• _Problem_: From the listing below, count the lines where the string "Tailwind" occurs. Give the number, with no other words.

----

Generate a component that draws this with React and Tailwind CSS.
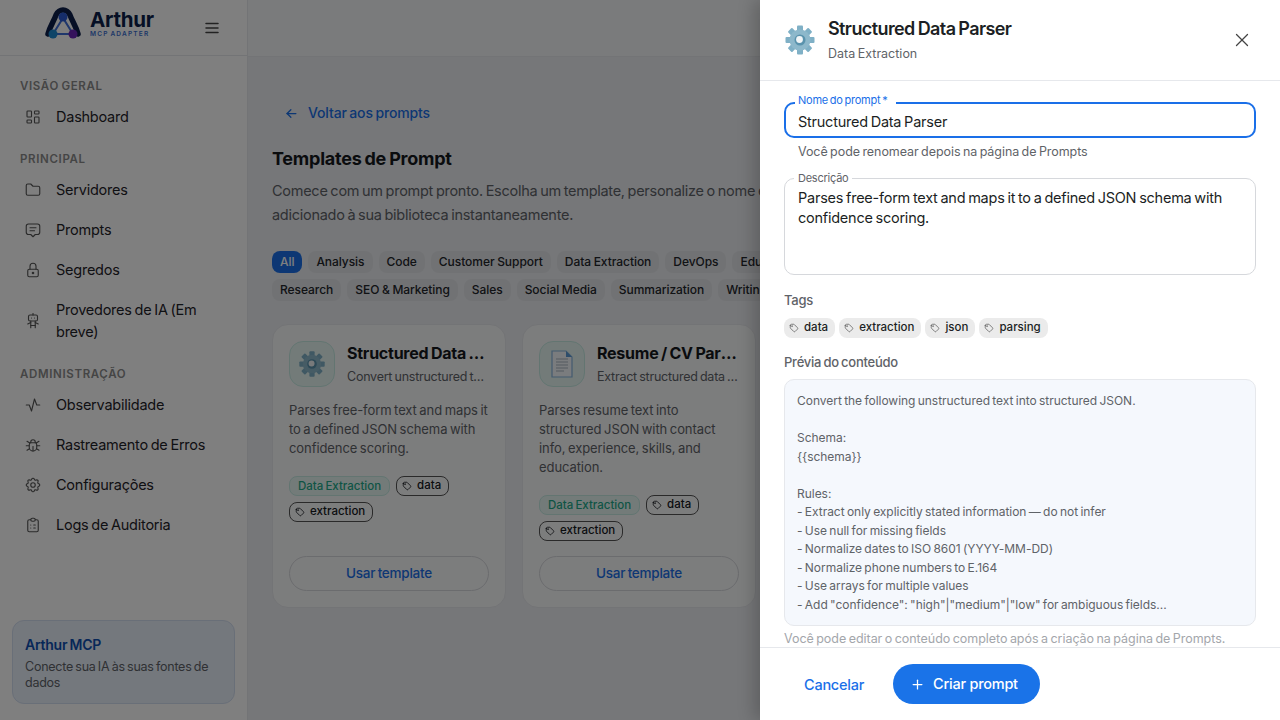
import React from 'react';
import {
  TbActivity, TbArrowLeft, TbBug, TbClipboardList, TbFolder, TbLayoutDashboard, TbLock,
  TbMenu2, TbMessage2, TbPlus, TbRobot, TbSettings, TbTag, TbX,
} from 'react-icons/tb';

const navGroups = [
  { title: 'VISÃO GERAL', items: [{ label: 'Dashboard', icon: TbLayoutDashboard }] },
  {
    title: 'PRINCIPAL',
    items: [
      { label: 'Servidores', icon: TbFolder },
      { label: 'Prompts', icon: TbMessage2 },
      { label: 'Segredos', icon: TbLock },
      { label: 'Provedores de IA (Em breve)', icon: TbRobot },
    ],
  },
  {
    title: 'ADMINISTRAÇÃO',
    items: [
      { label: 'Observabilidade', icon: TbActivity },
      { label: 'Rastreamento de Erros', icon: TbBug },
      { label: 'Configurações', icon: TbSettings },
      { label: 'Logs de Auditoria', icon: TbClipboardList },
    ],
  },
];

const chipRows = [
  ['All', 'Analysis', 'Code', 'Customer Support', 'Data Extraction', 'DevOps', 'Education'],
  ['Research', 'SEO & Marketing', 'Sales', 'Social Media', 'Summarization', 'Writing'],
];

const previewLines = [
  'Convert the following unstructured text into structured JSON.',
  '',
  'Schema:',
  '{{schema}}',
  '',
  'Rules:',
  '- Extract only explicitly stated information — do not infer',
  '- Use null for missing fields',
  '- Normalize dates to ISO 8601 (YYYY-MM-DD)',
  '- Normalize phone numbers to E.164',
  '- Use arrays for multiple values',
  '- Add "confidence": "high"|"medium"|"low" for ambiguous fields...',
];

function GearEmoji({ size }) {
  const teeth = [0, 45, 90, 135, 180, 225, 270, 315];
  return (
    <svg width={size} height={size} viewBox="0 0 32 32">
      {teeth.map((deg) => (
        <rect key={deg} x="13" y="1.5" width="6" height="6" rx="1" fill="#7fb0c6" transform={`rotate(${deg} 16 16)`} />
      ))}
      <circle cx="16" cy="16" r="10.5" fill="#8db8cb" />
      <circle cx="16" cy="16" r="5.5" fill="#5a93ad" />
      <circle cx="15.5" cy="15.5" r="3.4" fill="#f1f5f7" />
    </svg>
  );
}

function DocEmoji() {
  return (
    <svg width="26" height="28" viewBox="0 0 26 28">
      <path d="M3 1h14l6 6v20H3z" fill="#f4f8fc" stroke="#86b5de" strokeWidth="1.2" />
      <path d="M17 1l6 6h-6z" fill="#5a9ad6" />
      <path d="M7 9h12M7 12h12M7 15h12M7 18h12M7 21h8" stroke="#a9b4bf" strokeWidth="1.2" />
    </svg>
  );
}

function Logo() {
  return (
    <div className="flex items-start gap-[8px] -mt-[8px]">
      <svg width="38" height="33" viewBox="0 0 38 33">
        <path d="M4 27C6 19 10 14 12 8c1.500-3 4-5 7-5s5.500 2 7 5c2 6 6 11 8 19" fill="none" stroke="#0c1f4a" strokeWidth="5.500" strokeLinecap="round" />
        <path d="M19 11L9 27h20z" fill="none" stroke="#3f6ed8" strokeWidth="2" />
        <circle cx="19" cy="10" r="4.500" fill="#2a5bd7" />
        <circle cx="9" cy="27" r="4.500" fill="#1c8ad0" />
        <circle cx="29" cy="27" r="4.500" fill="#6a24b8" />
      </svg>
      <div className="flex flex-col pt-[2px]">
        <span className="text-[20.5px] leading-[22px] font-bold text-[#0c1f4a] tracking-[-0.3px]">Arthur</span>
        <span className="text-[6.5px] leading-[7px] font-semibold tracking-[1.2px] text-[#3b6fd0]">MCP ADAPTER</span>
      </div>
    </div>
  );
}

function Sidebar() {
  return (
    <aside className="w-[248px] shrink-0 h-full bg-white border-r border-[#e6e8ec] flex flex-col">
      <div className="h-[56px] shrink-0 border-b border-[#e6e8ec] flex items-center pl-[44px] pr-[26px] justify-between">
        <Logo />
        <TbMenu2 size={18} className="text-[#444] mt-[1px]" />
      </div>
      <nav className="flex-1 px-[12px] pt-[22px]">
        {navGroups.map((group) => (
          <div key={group.title} className="mb-[14px]">
            <div className="px-[8px] text-[11.5px] leading-[16px] font-semibold tracking-[0.65px] text-[#8b8b8b]">{group.title}</div>
            <div className="mt-[3px]">
              {group.items.map((item) => (
                <div key={item.label} className="flex items-center py-[9px] pl-[12px] gap-[14px] text-[14.5px] leading-[22px] text-[#1f2329]">
                  <item.icon size={18} strokeWidth={1.5} className="shrink-0 text-[#555]" />
                  <span className="pr-[16px]">{item.label}</span>
                </div>
              ))}
            </div>
          </div>
        ))}
      </nav>
      <div className="mx-[12px] mb-[16px] h-[84px] rounded-[12px] border border-[#d3def0] bg-[#e8f0fb] px-[12px] pt-[14px]">
        <div className="text-[14px] leading-[20px] font-semibold text-[#0f4fb0]">Arthur MCP</div>
        <div className="mt-[4px] text-[12.5px] leading-[16px] text-[#5f6368]">Conecte sua IA às suas fontes de dados</div>
      </div>
    </aside>
  );
}

function TemplateCard({ icon, title, subtitle, text }) {
  return (
    <div className="w-[234px] h-[284px] shrink-0 rounded-[16px] border border-[#e6e8ec] bg-[#f9fafb] p-[16px] flex flex-col">
      <div className="flex gap-[12px]">
        <div className="w-[46px] h-[46px] shrink-0 rounded-[14px] border border-[#c6ebe3] bg-[#e6f7f3] flex items-center justify-center">{icon}</div>
        <div className="min-w-0 flex-1 pt-[1px]">
          <div className="truncate text-[16px] leading-[22px] font-bold text-[#15181d]">{title}</div>
          <div className="truncate mt-[4px] text-[12.5px] leading-[18px] text-[#5f6368]">{subtitle}</div>
        </div>
      </div>
      <p className="mt-[14px] text-[13px] leading-[19px] tracking-[-0.08px] text-[#5f6368]">{text}</p>
      <div className="mt-[18px] flex flex-wrap gap-x-[6px] gap-y-[6px] tracking-normal">
        <span className="h-[20px] px-[8px] rounded-[8px] border border-[#c6ebe3] bg-[#e6f7f3] text-[11.5px] leading-[18px] font-medium text-[#1fa98a]">Data Extraction</span>
        {['data', 'extraction'].map((t) => (
          <span key={t} className="h-[20px] px-[5px] pr-[7px] rounded-[8px] border border-[#555] flex items-center gap-[5px] text-[11.5px] font-medium text-[#15181d]">
            <TbTag size={10} />{t}
          </span>
        ))}
      </div>
      <div className="mt-auto h-[35px] rounded-full border border-[#d6d8dc] flex items-center justify-center text-[13.5px] font-medium text-[#1a6fe8]">Usar template</div>
    </div>
  );
}

function MainContent() {
  return (
    <main className="flex-1 min-w-0 h-full overflow-hidden bg-[#eceef2]">
      <div className="h-[57px] border-b border-[#e6e8ec] bg-[#f5f6f8]" />
      <div className="px-[24px] pt-[46px]">
        <div className="flex items-center gap-[9px] pl-[12px] text-[14px] leading-[20px] tracking-[-0.01em] font-medium text-[#1a6fe8]">
          <TbArrowLeft size={15} />
          Voltar aos prompts
        </div>
        <h1 className="mt-[23px] text-[18px] leading-[26px] font-bold text-[#15181d]">Templates de Prompt</h1>
        <p className="mt-[7px] w-[900px] text-[14.5px] leading-[24px] tracking-[-0.27px] text-[#5f6368]">
          Comece com um prompt pronto. Escolha um template, personalize o nome e ele será
          <br />
          adicionado à sua biblioteca instantaneamente.
        </p>
        <div className="mt-[24px] flex flex-col gap-[6px] tracking-[-0.05px] [word-spacing:-0.5px]">
          {chipRows.map((row, i) => (
            <div key={i} className="flex gap-[6px]">
              {row.map((chip) => (
                <span
                  key={chip}
                  className={
                    chip === 'All'
                      ? 'h-[22px] px-[8px] rounded-[8px] bg-[#1a6fe8] text-white text-[12px] leading-[22px] font-medium whitespace-nowrap'
                      : 'h-[22px] px-[8px] rounded-[8px] bg-[#e3e5e8] text-[#22262b] text-[12px] leading-[22px] font-medium whitespace-nowrap'
                  }
                >
                  {chip}
                </span>
              ))}
            </div>
          ))}
        </div>
        <div className="mt-[23px] flex gap-[16px]">
          <TemplateCard
            icon={<GearEmoji size={28} />}
            title="Structured Data Parser"
            subtitle="Convert unstructured text into JSON"
            text="Parses free-form text and maps it to a defined JSON schema with confidence scoring."
          />
          <TemplateCard
            icon={<DocEmoji />}
            title="Resume / CV Parser"
            subtitle="Extract structured data from resumes"
            text="Parses resume text into structured JSON with contact info, experience, skills, and education."
          />
        </div>
      </div>
    </main>
  );
}

function Drawer() {
  return (
    <div className="absolute right-0 top-0 bottom-0 w-[520px] bg-white flex flex-col shadow-[-6px_0_16px_rgba(0,0,0,0.2)]">
      <div className="h-[81px] shrink-0 border-b border-[#e6e8ec] pl-[24px] pr-[27px] flex items-center gap-[12px]">
        <GearEmoji size={32} />
        <div className="flex-1 -mt-[1px]">
          <div className="text-[18px] leading-[24px] font-semibold tracking-[-0.6px] text-[#1c1f24]">Structured Data Parser</div>
          <div className="mt-[4px] text-[12.5px] leading-[18px] tracking-normal text-[#5f6368]">Data Extraction</div>
        </div>
        <TbX size={22} strokeWidth={1.4} className="text-[#444]" />
      </div>
      <div className="flex-1 min-h-0 overflow-hidden px-[24px] pt-[21px]">
        <div className="relative h-[36px] rounded-[10px] border-2 border-[#1a6fe8] pl-[12px] pt-[7px] text-[14.5px] leading-[22px] text-[#1c1f24]">
          Structured Data Parser
          <span className="absolute -top-[11px] left-[9px] bg-white pl-[3px] pr-[9px] text-[11px] leading-[14px] text-[#1a6fe8]">Nome do prompt *</span>
        </div>
        <div className="mt-[5px] pl-[14px] text-[12.5px] leading-[18px] tracking-[-0.005em] text-[#5f6368]">Você pode renomear depois na página de Prompts</div>
        <div className="relative mt-[17px] h-[97px] rounded-[10px] border border-[#d6d8dc] px-[13px] pt-[9px] text-[14.5px] leading-[20px] text-[#1c1f24]">
          Parses free-form text and maps it to a defined JSON schema with confidence scoring.
          <span className="absolute -top-[8px] left-[9px] bg-white px-[4px] text-[11px] leading-[14px] text-[#5f6368]">Descrição</span>
        </div>
        <div className="mt-[16px] text-[13px] leading-[18px] font-medium text-[#5f6368]">Tags</div>
        <div className="mt-[9px] flex gap-[4px] tracking-normal">
          {['data', 'extraction', 'json', 'parsing'].map((t) => (
            <span key={t} className="h-[20px] pl-[5px] pr-[7px] rounded-[8px] bg-[#ebebeb] flex items-center gap-[5px] text-[11.5px] font-medium text-[#1c1f24]">
              <TbTag size={10} className="text-[#666]" />{t}
            </span>
          ))}
        </div>
        <div className="mt-[15px] text-[13px] leading-[18px] font-medium text-[#5f6368]">Prévia do conteúdo</div>
        <div className="mt-[8px] h-[247px] rounded-[10px] border border-[#e6e8ec] bg-[#f5f8fd] px-[12px] pt-[12px] text-[12px] leading-[18.55px] tracking-[-0.03px] text-[#5f6368]">
          {previewLines.map((line, i) => (
            <div key={i} className="h-[18.55px]">{line}</div>
          ))}
        </div>
        <div className="mt-[4px] text-[12.5px] leading-[18px] tracking-[-0.003em] text-[#a3a6ab]">Você pode editar o conteúdo completo após a criação na página de Prompts.</div>
      </div>
      <div className="h-[73px] shrink-0 border-t border-[#e6e8ec] flex items-center pl-[44px] gap-[29px] [word-spacing:0px]">
        <span className="text-[14.5px] mt-[1px] font-medium text-[#1a6fe8]">Cancelar</span>
        <div className="h-[40px] w-[147px] pl-[17px] rounded-full bg-[#1a73e8] flex items-center gap-[8px] text-[14.5px] font-medium text-white">
          <TbPlus size={15} />
          Criar prompt
        </div>
      </div>
    </div>
  );
}

export default function App() {
  return (
    <div className="relative w-[1280px] h-[720px] overflow-hidden flex font-['Inter',sans-serif] tracking-[-0.015em] [word-spacing:-1px]">
      <Sidebar />
      <MainContent />
      <div className="absolute inset-0 bg-black/50" />
      <Drawer />
    </div>
  );
}
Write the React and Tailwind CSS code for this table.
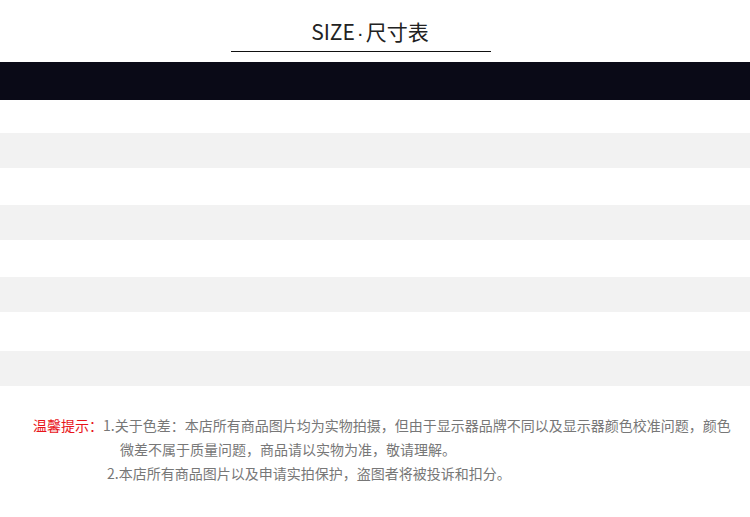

----

• _Task solution_: 2